** START Recorded data **

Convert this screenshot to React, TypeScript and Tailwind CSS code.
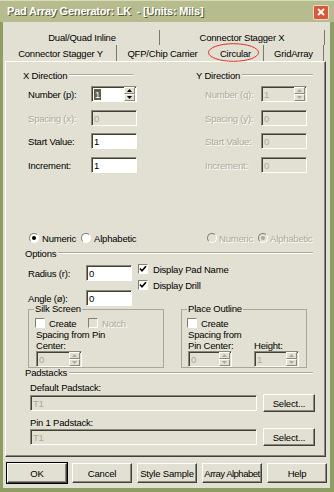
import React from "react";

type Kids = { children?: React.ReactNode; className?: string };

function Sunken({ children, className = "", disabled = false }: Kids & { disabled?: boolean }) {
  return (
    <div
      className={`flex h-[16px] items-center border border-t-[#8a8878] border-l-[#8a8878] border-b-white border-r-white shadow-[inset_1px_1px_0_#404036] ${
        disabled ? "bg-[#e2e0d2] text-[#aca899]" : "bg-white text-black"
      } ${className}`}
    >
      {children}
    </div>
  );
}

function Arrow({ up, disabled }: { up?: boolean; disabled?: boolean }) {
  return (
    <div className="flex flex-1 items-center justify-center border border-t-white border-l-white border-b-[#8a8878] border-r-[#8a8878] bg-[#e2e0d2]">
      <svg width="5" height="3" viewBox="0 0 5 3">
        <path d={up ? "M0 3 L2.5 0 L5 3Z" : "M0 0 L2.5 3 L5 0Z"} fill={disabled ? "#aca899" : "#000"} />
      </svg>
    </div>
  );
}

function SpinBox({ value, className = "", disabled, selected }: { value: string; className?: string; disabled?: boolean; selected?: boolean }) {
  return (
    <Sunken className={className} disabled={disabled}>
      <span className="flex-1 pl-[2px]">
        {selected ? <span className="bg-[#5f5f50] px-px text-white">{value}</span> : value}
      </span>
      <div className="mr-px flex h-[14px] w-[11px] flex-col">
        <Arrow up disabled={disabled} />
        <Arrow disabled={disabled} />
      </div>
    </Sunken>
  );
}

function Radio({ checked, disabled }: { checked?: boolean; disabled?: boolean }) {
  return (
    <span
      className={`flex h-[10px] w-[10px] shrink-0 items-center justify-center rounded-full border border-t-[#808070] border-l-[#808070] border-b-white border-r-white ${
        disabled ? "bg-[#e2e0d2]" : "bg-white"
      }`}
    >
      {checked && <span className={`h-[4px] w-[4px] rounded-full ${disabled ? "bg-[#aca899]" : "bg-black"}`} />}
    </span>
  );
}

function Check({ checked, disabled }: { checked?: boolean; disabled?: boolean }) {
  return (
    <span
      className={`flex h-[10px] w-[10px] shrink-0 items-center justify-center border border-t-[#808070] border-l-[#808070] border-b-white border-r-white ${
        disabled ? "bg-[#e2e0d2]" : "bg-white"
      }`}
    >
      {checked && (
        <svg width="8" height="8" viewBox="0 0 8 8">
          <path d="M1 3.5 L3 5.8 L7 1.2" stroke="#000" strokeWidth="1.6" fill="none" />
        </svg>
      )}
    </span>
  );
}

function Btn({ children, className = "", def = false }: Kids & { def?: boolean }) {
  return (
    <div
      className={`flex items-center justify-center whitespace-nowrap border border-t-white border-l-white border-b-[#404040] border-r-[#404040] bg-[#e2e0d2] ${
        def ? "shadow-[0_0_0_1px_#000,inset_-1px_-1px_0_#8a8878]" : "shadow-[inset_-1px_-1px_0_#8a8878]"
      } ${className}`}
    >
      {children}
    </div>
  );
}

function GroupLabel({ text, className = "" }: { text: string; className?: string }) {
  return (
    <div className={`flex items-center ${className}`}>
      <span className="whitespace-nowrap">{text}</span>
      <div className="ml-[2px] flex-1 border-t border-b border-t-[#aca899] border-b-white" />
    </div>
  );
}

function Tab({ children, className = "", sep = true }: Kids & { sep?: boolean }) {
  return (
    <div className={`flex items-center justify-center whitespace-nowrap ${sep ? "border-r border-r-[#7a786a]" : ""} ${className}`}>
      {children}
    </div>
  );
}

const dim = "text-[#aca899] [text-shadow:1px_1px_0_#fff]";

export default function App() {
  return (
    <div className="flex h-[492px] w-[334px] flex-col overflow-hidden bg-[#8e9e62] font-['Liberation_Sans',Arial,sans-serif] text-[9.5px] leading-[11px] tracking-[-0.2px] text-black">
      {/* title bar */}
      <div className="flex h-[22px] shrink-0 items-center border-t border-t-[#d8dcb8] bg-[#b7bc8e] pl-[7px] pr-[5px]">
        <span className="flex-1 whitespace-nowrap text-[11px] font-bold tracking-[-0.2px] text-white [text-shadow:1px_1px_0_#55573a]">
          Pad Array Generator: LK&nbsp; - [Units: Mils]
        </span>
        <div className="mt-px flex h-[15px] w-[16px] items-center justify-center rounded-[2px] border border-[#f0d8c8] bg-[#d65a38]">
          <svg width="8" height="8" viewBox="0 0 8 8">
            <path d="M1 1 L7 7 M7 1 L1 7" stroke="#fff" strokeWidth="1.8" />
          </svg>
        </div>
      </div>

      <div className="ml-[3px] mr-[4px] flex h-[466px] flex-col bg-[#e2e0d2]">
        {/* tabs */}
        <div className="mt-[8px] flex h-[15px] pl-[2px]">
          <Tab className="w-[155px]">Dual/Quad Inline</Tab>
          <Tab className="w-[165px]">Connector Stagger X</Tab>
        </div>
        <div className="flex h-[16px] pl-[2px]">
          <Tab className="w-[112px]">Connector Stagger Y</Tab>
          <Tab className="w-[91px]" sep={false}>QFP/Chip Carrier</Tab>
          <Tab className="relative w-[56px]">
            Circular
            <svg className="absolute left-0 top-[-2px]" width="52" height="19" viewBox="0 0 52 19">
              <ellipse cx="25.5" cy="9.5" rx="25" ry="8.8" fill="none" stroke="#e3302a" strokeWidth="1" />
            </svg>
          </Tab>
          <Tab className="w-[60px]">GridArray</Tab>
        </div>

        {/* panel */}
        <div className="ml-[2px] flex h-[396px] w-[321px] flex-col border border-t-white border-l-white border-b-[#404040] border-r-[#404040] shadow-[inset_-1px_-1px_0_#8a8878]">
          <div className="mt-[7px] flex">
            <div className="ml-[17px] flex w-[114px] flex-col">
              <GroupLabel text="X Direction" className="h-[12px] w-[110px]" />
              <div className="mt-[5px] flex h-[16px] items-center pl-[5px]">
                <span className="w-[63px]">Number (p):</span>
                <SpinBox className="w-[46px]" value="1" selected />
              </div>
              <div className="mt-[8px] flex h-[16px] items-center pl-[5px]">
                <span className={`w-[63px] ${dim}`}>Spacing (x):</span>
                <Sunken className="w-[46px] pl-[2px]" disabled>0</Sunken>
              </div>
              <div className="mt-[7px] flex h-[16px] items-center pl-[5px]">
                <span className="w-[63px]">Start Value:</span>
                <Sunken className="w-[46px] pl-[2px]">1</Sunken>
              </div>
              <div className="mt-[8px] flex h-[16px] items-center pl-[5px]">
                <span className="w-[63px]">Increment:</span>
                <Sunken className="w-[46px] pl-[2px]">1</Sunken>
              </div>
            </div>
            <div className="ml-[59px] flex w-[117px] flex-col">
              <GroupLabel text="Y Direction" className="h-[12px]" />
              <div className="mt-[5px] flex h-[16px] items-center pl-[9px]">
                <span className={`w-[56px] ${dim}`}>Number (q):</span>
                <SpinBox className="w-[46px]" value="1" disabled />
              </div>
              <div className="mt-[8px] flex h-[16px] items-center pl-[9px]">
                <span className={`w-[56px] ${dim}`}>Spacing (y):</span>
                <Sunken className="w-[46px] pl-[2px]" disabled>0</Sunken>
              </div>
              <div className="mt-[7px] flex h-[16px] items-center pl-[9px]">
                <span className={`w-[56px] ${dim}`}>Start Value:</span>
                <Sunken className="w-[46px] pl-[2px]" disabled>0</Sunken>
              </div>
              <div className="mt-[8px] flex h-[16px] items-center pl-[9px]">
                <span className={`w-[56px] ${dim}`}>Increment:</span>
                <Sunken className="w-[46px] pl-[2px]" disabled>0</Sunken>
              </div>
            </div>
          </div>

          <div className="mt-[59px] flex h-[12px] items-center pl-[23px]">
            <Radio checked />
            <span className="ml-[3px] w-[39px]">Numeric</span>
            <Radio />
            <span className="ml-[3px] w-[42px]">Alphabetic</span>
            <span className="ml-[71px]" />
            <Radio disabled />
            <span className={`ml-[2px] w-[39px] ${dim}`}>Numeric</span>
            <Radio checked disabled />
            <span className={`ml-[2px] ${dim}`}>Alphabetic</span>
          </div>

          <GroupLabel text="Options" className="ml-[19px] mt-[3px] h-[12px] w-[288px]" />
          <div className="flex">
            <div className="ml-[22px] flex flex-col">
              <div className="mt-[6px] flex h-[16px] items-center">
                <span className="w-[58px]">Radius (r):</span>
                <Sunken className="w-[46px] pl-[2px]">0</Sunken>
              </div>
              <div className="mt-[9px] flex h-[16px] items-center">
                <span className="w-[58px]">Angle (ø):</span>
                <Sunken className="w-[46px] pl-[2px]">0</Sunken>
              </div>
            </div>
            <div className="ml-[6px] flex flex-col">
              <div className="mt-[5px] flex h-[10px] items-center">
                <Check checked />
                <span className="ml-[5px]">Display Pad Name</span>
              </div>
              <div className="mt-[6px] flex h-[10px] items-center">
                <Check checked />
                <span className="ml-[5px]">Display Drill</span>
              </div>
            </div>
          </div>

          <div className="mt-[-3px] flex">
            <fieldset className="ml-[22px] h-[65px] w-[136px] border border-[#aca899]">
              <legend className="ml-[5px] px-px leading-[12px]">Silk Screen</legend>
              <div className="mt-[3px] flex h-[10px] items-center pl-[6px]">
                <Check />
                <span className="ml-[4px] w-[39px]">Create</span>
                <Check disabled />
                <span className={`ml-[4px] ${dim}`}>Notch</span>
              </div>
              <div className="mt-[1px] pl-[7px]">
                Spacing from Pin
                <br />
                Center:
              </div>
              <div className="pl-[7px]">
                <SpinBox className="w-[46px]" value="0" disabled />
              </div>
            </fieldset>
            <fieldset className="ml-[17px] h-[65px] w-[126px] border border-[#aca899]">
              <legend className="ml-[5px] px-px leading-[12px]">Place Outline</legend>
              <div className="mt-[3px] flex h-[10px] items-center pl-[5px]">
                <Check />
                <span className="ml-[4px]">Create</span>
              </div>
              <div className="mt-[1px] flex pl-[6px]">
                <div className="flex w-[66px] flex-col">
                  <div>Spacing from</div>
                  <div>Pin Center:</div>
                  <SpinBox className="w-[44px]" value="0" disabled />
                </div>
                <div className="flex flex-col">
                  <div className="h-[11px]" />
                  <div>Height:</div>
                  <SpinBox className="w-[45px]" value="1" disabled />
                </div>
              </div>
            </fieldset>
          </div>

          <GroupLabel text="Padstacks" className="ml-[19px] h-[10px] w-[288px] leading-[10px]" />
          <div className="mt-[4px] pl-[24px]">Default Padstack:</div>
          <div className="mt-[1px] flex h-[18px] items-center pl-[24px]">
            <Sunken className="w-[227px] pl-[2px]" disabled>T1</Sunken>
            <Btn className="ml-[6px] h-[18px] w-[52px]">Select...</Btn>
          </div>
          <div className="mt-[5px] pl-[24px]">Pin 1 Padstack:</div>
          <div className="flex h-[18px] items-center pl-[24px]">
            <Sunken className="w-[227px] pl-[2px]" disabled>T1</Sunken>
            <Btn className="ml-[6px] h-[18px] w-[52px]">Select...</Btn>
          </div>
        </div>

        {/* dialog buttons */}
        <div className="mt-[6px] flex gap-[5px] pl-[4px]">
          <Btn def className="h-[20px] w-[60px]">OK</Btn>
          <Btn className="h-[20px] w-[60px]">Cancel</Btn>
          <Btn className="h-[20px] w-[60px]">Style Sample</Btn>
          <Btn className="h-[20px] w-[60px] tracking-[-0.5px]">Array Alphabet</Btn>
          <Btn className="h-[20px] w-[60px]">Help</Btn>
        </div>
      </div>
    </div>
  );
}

** END Recorded data **

◆ **Instruction**
From the data, pick out every line that includes "React".

◆ **Full answer**
Convert this screenshot to React, TypeScript and Tailwind CSS code.
import React from "react";
type Kids = { children?: React.ReactNode; className?: string };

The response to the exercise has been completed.